All joking aside, let’s have a look at its application to the code described above.  Really, the only thing that needs to be done is to wrap the RecursiveDirectoryIterator instance into a RecursiveIteratorIterator instance, and we’re good to go.  The modified code might appear as follows:

$iteration = new RecursiveDirectoryIterator($path, FilesystemIterator::SKIP_DOTS);
$recurse = new RecursiveIteratorIterator($iteration);
echo show($path, $recurse, $excludes);

And here are the results we expected from the start:

README.md
module/Signups/view/signups/index/events.phtml
module/Signups/view/signups/index/index.phtml
module/Signups/src/Module.php
module/Signups/src/Controller/IndexController.php
module/Signups/config/module.config.php
module/Test/view/test/list/index.phtml
module/Test/view/test/index/index.phtml
module/Test/src/Module.php
module/Test/src/Controller/ListController.php
module/Test/src/Controller/IndexController.php
module/Test/config/module.config.php
module/Test/config/module.config.php.bak
module/Application/test/Controller/IndexControllerTest.php
module/Application/view/application/index/calendar.phtml
module/Application/view/application/index/index.phtml
module/Application/view/error/404.phtml
module/Application/view/error/index.phtml
module/Application/view/layout/layout.phtml
module/Application/src/Module.php
module/Application/src/Models/EventsModel.php
module/Application/src/Factory/AdapterFactory.php
module/Application/src/Factory/EventsModelFactory.php
module/Application/src/Controller/IndexControllerFactory.php
module/Application/src/Controller/IndexController.php
module/Application/src/Service/Calendar.php
module/Application/config/module.config.php
phpcs.xml
composer.phar
COPYRIGHT.md
composer.json
docker-compose.yml
.gitignore
Vagrantfile
phpunit.xml.dist
data/cache/.gitkeep
config/application.config.php
config/modules.config.php
config/autoload/README.md
config/autoload/laminas-developer-tools.local-development.php
config/autoload/db.local.php
config/autoload/development.local.php
config/autoload/global.php
config/autoload/.gitignore
config/autoload/local.php.dist
config/autoload/development.local.php.dist
config/development.config.php
config/development.config.php.dist
composer.json.bak
CHANGELOG.md
Dockerfile
LICENSE.md
composer.lock

But wait … there’s more!  Let me pose you a question: wouldn’t it be nice to do all this with a single iterator?  Hah!  That got your attention, didn’t it?  So, without further ado, let’s have a look at the last iterator class to be discussed in this article: FilterIterator.

FilterIterator

As with RecursiveIteratorIterator, the FilterIterator class cannot stand alone: it provides a wrapper for an existing iterator.  But there’s a bigger problem: this class is marked abstract which means you cannot use it directly!  This makes perfect sense when you understand that the abstract method accept() (sound familiar?) simply cannot be defined by the PHP core development team.  They have no idea what needs to be filtered.  Accordingly its definition is left to the developer.  This still doesn’t stop it from being super-annoying, however!  Why do I need to develop an entirely new class which extends FilterIterator just because it’s abstract?  Arghhhh!!!  Hang on folks … there is another way!

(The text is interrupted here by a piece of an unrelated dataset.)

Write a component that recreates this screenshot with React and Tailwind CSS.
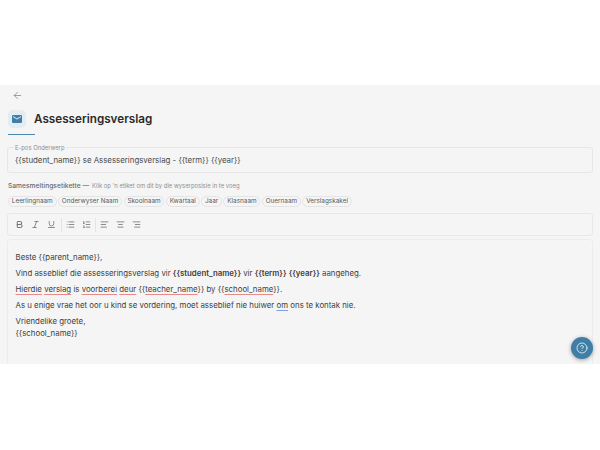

Many of us tend to forget one of the most discussed new feature of PHP 7.0: the anonymous class.  This feature was discussed endlessly, and the subject of many an article or blog post.  Eventually it was forgotten and faded into obscurity.  But, it just so happens that an anonymous class might be just the ticket in the situation we are discussing in this article.

Imagine the following:

  • We create an iterator in the form of an anonymous class that extends FilterIterator
  • In the anonymous class we define a static property to contain an array of directory paths to exclude
  • We move the logic from the accept() function described above into a class method
  • VOILA: we’re done!

The only real change that needs to be made in accept() is to not accept any arguments, and substitute parent::current() in place of $name.  If $excludes becomes a public static property, it can be assigned from the calling program. Here is how the alternative code solution might appear:

$iteration = new RecursiveDirectoryIterator($path, FilesystemIterator::SKIP_DOTS);
$recurse = new RecursiveIteratorIterator($iteration);
$filter = new class($recurse) extends FilterIterator {
    public static $excludes = [];
    public function accept() {
        if (!self::$excludes) return TRUE;
        $actual = 0;
        foreach (self::$excludes as $item)
            if (strpos(parent::current(), $item) !== FALSE) $actual++;
        return !((bool) $actual);
    }
};
$filter::$excludes = $excludes;
foreach ($filter as $key => $value)
    echo str_replace($path, '', $key) . "\n";

An added benefit is that we no longer need the show() function.  In this example the iteration itself already includes filtering, so all we need to do is to iterate through the pre-filtered result.  The resulting output is not shown here as it’s identical to the output from the previous code example.  So, to summarize, a single iterator, FilterIterator, allows us to produce a single iteration that doesn’t need any additional logic.

That’s about all for today dear readers.  Happy coding!